Are there particular countries that are easier to work with, or is the most important factor simply finding the right partners?
I have found people to be more similar than different around the globe. When selecting a location, first and foremost consider the availability of skilled resources. India and China lead in skills availability, primarily due to their size and education systems. Other considerations include language, legal and IP protections, time-zone similarity, visa regulations to allow for onsite travel, and proximity to client business operations.
How does HP help reduce the risk of offshore data warehousing projects?

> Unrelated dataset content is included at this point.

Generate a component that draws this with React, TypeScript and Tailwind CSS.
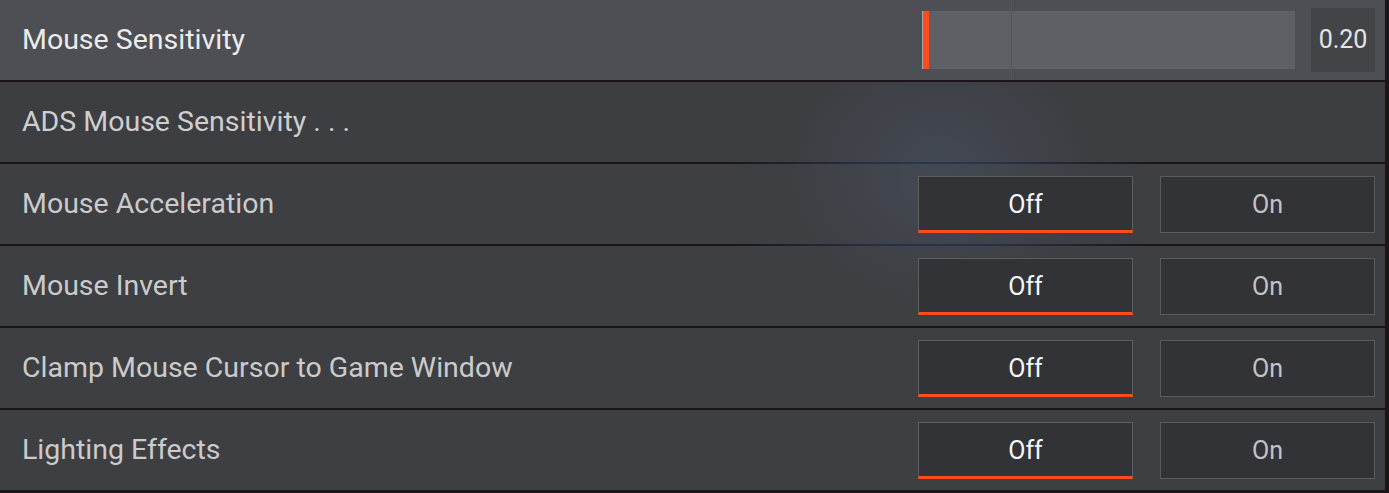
import React from 'react';

const font = { fontFamily: 'Roboto, "Noto Sans", sans-serif' };

const toggles = [
  'Mouse Acceleration',
  'Mouse Invert',
  'Clamp Mouse Cursor to Game Window',
  'Lighting Effects',
];

function Toggle() {
  return (
    <div className="flex items-center gap-[27px]">
      <button className="w-[215px] h-[57px] bg-[#323337] border border-[#5b605f] border-b-[3px] border-b-[#ff4c1c] text-[#f7f7f7] text-[25px] leading-none flex items-center justify-center pt-[2px]">
        Off
      </button>
      <button className="w-[215px] h-[57px] bg-[#323337] border border-[#585c5c] text-[#c4c4c4] text-[25px] leading-none flex items-center justify-center">
        On
      </button>
    </div>
  );
}

export default function App() {
  return (
    <div className="w-[1389px] h-[493px] bg-[#1b151a] bg-[radial-gradient(ellipse_220px_120px_at_940px_200px,rgba(50,75,115,0.9),transparent)] overflow-hidden" style={font}>
      <div className="w-[1385px] flex flex-col gap-[2px]">
        {/* Mouse Sensitivity (focused row) */}
        <div className="h-[80px] bg-[#4e4f54] flex items-center justify-between pl-[22px] pr-[10px]">
          <span className="text-[28.5px] text-[#ececec]">Mouse Sensitivity</span>
          <div className="flex items-center gap-[16px] h-full">
            <div className="relative w-[373px] h-[58px] bg-[#5f6065]">
              <div className="absolute left-0 top-0 w-[1px] h-full bg-[#a3a3a3]" />
              <div className="absolute left-[1px] top-0 w-[6px] h-full bg-[#ff4c1c]" />
              <div className="absolute left-[89px] -top-[11px] w-[1px] h-[80px] bg-[#56585a]" />
            </div>
            <div className="w-[64px] h-[64px] bg-[#434448] flex items-center justify-center text-[25px] text-[#e4e4e4]">
              0.20
            </div>
          </div>
        </div>

        {/* ADS */}
        <div className="h-[80px] bg-[#3d3e42] bg-[radial-gradient(ellipse_150px_130px_at_940px_170px,rgba(78,96,122,0.3),transparent)] bg-fixed flex items-center pl-[22px]">
          <span className="text-[28.5px] text-[#cfcfcf]">ADS Mouse Sensitivity . . .</span>
        </div>

        {toggles.map((label) => (
          <div
            key={label}
            className="h-[80px] bg-[#3e3f43] bg-[radial-gradient(ellipse_150px_130px_at_940px_170px,rgba(78,96,122,0.3),transparent)] bg-fixed flex items-center justify-between pl-[22px] pr-[10px]"
          >
            <span className="text-[28.5px] text-[#cbcbcb]">{label}</span>
            <Toggle />
          </div>
        ))}
      </div>
    </div>
  );
}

HP has a long history solving some of the most complex data challenges our clients present to us. We are really good at business intelligence, and our experience lets us manage the risks of offshoring. For example, we have what I think is the best training offshore. Not only that, but we also have rigorous processes and are constantly working on ways to improve the quality of our delivery. We have a complete team of senior people onshore -- people who have walked in your shoes and trained in your industry -- and junior developers offshore.
With HP, clients get the benefits of the world's largest technology company with a team specialized in offshore BI delivery. Our consultants have delivered hundreds of offshore and offsite BI development projects to customers ranking among the largest firms in banking, retail, cable, oil and gas, and healthcare. We have global scale, with data warehouse practitioners across client locations and our nine global BI delivery centers.